Ultimately, I'm merely pointing out one factor to consider when evaluating the moral status of AI. I'm not claiming that consciousness is the ultimate determiner of moral status. I'm not claiming that "something it is like to be X" is the ultimate definition of consciousness. I won't even argue that self-modeling is necessarily the best way to think about whether there's "something it is like to be X".
What I do want to say is that there's some circularity here. The "conscious" beings are those usefully modeled as such, but this requires some scope of observers (useful to who?). Our decisions about this might in turn be influenced to some extent by our conceptions of consciousness. Thus, consciousness has some aspects of a Keynsian beauty contest: the conscious decide who to interpret as conscious. It isn't totally arbitrary, though. It is our beauty contest; we should try to judge it well.
Particularly deflationary currencies such as gold and bitcoin, if you interpret a "Ponzi scheme" as something whose value is only propped up by the expectation that it will continue to increase in value.

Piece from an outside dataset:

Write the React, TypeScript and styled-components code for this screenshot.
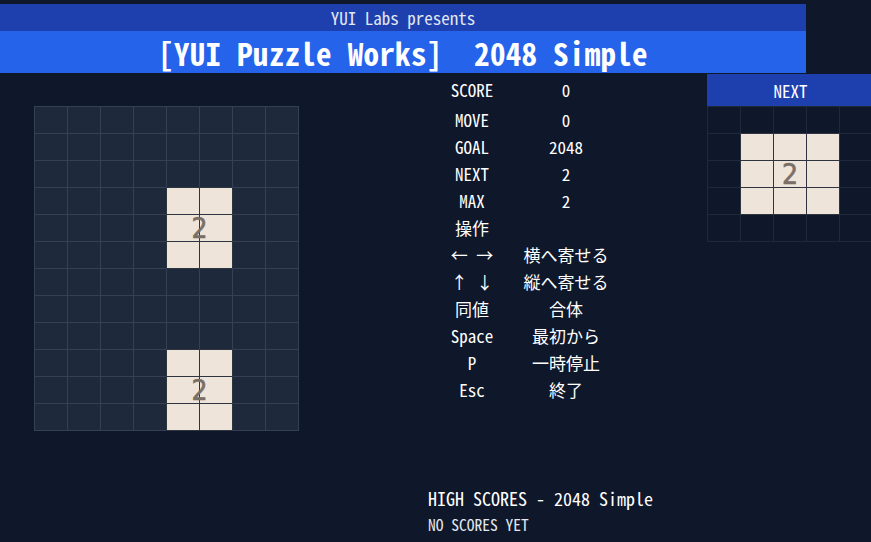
import { createGlobalStyle } from 'styled-components';
import styled from 'styled-components';

const GlobalStyle = createGlobalStyle`
  html, body {
    margin: 0;
    padding: 0;
    background: #0f172a;
    overflow: hidden;
  }
  body {
    width: 871px;
    height: 542px;
    font-family: "Noto Sans Mono CJK JP", "Noto Sans CJK JP", "DejaVu Sans Mono", monospace;
    color: #ffffff;
  }
`;

type Tile = { row: number; col: number; w: number; h: number; value: number };

const BOARD_ROWS = 12;
const BOARD_COLS = 8;
const boardTiles: Tile[] = [
  { row: 3, col: 4, w: 2, h: 3, value: 2 },
  { row: 9, col: 4, w: 2, h: 3, value: 2 },
];

const NEXT_ROWS = 5;
const NEXT_COLS = 5;
const nextTiles: Tile[] = [{ row: 1, col: 1, w: 3, h: 3, value: 2 }];

const infoRows: [string, string][] = [
  ['SCORE', '0'],
  ['MOVE', '0'],
  ['GOAL', '2048'],
  ['NEXT', '2'],
  ['MAX', '2'],
  ['操作', ''],
  ['←\u00a0→', '横へ寄せる'],
  ['↑\u00a0↓', '縦へ寄せる'],
  ['同値', '合体'],
  ['Space', '最初から'],
  ['P', '一時停止'],
  ['Esc', '終了'],
];

const Page = styled.div`
  padding-top: 4px;
`;

const Header = styled.header`
  width: 806px;
`;

const SubTitle = styled.div`
  height: 27px;
  background: #1e40af;
  display: flex;
  align-items: center;
  justify-content: center;
  font-size: 17px;
  color: #e2e8f0;
`;

const Title = styled.h1`
  margin: 0;
  height: 42px;
  background: #2563eb;
  display: flex;
  align-items: center;
  justify-content: center;
  font-size: 31px;
  font-weight: 700;
  white-space: pre;
  letter-spacing: 0.3px;
`;

const Main = styled.main`
  display: flex;
  align-items: flex-start;
`;

const BoardWrap = styled.section`
  flex: none;
  margin-left: 34px;
  margin-top: 33px;
`;

const Grid = styled.div<{ $cols: number; $rows: number; $line: string }>`
  display: grid;
  grid-template-columns: repeat(${(p) => p.$cols}, 32px);
  grid-template-rows: repeat(${(p) => p.$rows}, 26px);
  gap: 1px;
  padding: 1px;
  background: ${(p) => p.$line};
  width: max-content;
`;

const Cell = styled.div<{ $r: number; $c: number; $filled: boolean; $empty: string }>`
  grid-row: ${(p) => p.$r + 1};
  grid-column: ${(p) => p.$c + 1};
  background: ${(p) => (p.$filled ? '#eee4da' : p.$empty)};
  box-shadow: ${(p) => (p.$filled ? '0 0 0 1px #2f3540' : 'none')};
  position: relative;
  z-index: ${(p) => (p.$filled ? 1 : 0)};
`;

const TileLabel = styled.div<{ $r: number; $c: number; $w: number; $h: number }>`
  grid-row: ${(p) => `${p.$r + 1} / span ${p.$h}`};
  grid-column: ${(p) => `${p.$c + 1} / span ${p.$w}`};
  display: flex;
  align-items: center;
  justify-content: center;
  z-index: 2;
  font-family: "Liberation Sans Narrow", "DejaVu Sans Condensed", "Liberation Sans", sans-serif;
  font-size: 28px;
  font-weight: 400;
  -webkit-text-stroke: 0.6px #7a6f66;
  color: #7a6f66;
  pointer-events: none;
`;

const Info = styled.section`
  flex: none;
  width: 188px;
  margin-left: 128px;
  padding-top: 3px;
  display: flex;
  flex-direction: column;
`;

const InfoRow = styled.div<{ $first?: boolean }>`
  display: flex;
  height: 27px;
  align-items: center;
  margin-bottom: ${(p) => (p.$first ? '3px' : '0')};
  font-size: 17px;
  font-weight: 500;
`;

const InfoLabel = styled.div`
  width: 90px;
  text-align: center;
`;

const InfoValue = styled.div`
  width: 98px;
  text-align: center;
`;

const HighScores = styled.div`
  margin-top: 82px;
  margin-left: 1px;
`;

const HighTitle = styled.div`
  height: 26px;
  display: flex;
  align-items: center;
  font-size: 18px;
  font-weight: 500;
  white-space: nowrap;
`;

const HighEmpty = styled.div`
  height: 26px;
  display: flex;
  align-items: center;
  font-size: 15.5px;
  color: #e2e8f0;
  white-space: nowrap;
`;

const NextPanel = styled.aside`
  flex: none;
  margin-left: 92px;
  margin-top: 1px;
`;

const NextHeader = styled.div`
  height: 32px;
  width: 167px;
  background: #1e40af;
  display: flex;
  align-items: center;
  justify-content: center;
  font-size: 17px;
  font-weight: 500;
`;

const inTile = (tiles: Tile[], r: number, c: number) =>
  tiles.some((t) => r >= t.row && r < t.row + t.h && c >= t.col && c < t.col + t.w);

type BoardProps = {
  rows: number;
  cols: number;
  tiles: Tile[];
  line: string;
  empty: string;
};

const Board = ({ rows, cols, tiles, line, empty }: BoardProps): JSX.Element => {
  const cells = [];
  for (let r = 0; r < rows; r++) {
    for (let c = 0; c < cols; c++) {
      cells.push(<Cell key={`${r}-${c}`} $r={r} $c={c} $filled={inTile(tiles, r, c)} $empty={empty} />);
    }
  }

  return (
    <Grid $cols={cols} $rows={rows} $line={line}>
      {cells}
      {tiles.map((t, i) => (
        <TileLabel key={i} $r={t.row} $c={t.col} $w={t.w} $h={t.h}>
          {t.value}
        </TileLabel>
      ))}
    </Grid>
  );
};

const App = (): JSX.Element => {
  return (
    <>
      <GlobalStyle />
      <Page>
        <Header>
          <SubTitle>YUI Labs presents</SubTitle>
          <Title>{'[YUI Puzzle Works]  2048 Simple'}</Title>
        </Header>
        <Main>
          <BoardWrap>
            <Board rows={BOARD_ROWS} cols={BOARD_COLS} tiles={boardTiles} line="#334155" empty="#1e293b" />
          </BoardWrap>
          <Info>
            {infoRows.map(([label, value], i) => (
              <InfoRow key={label} $first={i === 0}>
                <InfoLabel>{label}</InfoLabel>
                <InfoValue>{value}</InfoValue>
              </InfoRow>
            ))}
            <HighScores>
              <HighTitle>HIGH SCORES - 2048 Simple</HighTitle>
              <HighEmpty>NO SCORES YET</HighEmpty>
            </HighScores>
          </Info>
          <NextPanel>
            <NextHeader>NEXT</NextHeader>
            <Board rows={NEXT_ROWS} cols={NEXT_COLS} tiles={nextTiles} line="#1e293b" empty="#0f172a" />
          </NextPanel>
        </Main>
      </Page>
    </>
  );
};

export default App;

I'm not really so focused on the deflationary part, however (I'm not sure how I'd want to analogize that to consciousness/agency). For my purposes the main thing is that the value is propped up by the expectation that there will be value in the future, rather than some "intrinsic" value.
I'm not being so careful about "circularity" in this post so as to cleanly distinguish between circular reasoning vs circular definitions.
EG, the typical objection to such versions of teleosemantics are swamp-man counterexamples: suppose a thermodynamic miracle occurred, with a perfectly formed human spontaneously assembling out of matter in a swamp. This person's thoughts cannot be ascribed semantics in a way that depends on evolution. My version of teleosemantics would be comfortable ascribing meaning to such a person's thoughts, because those thoughts would still be well-understood as being optimized for map-territory correspondence, much like a chess grandmaster's moves are well-explained by the desire to win.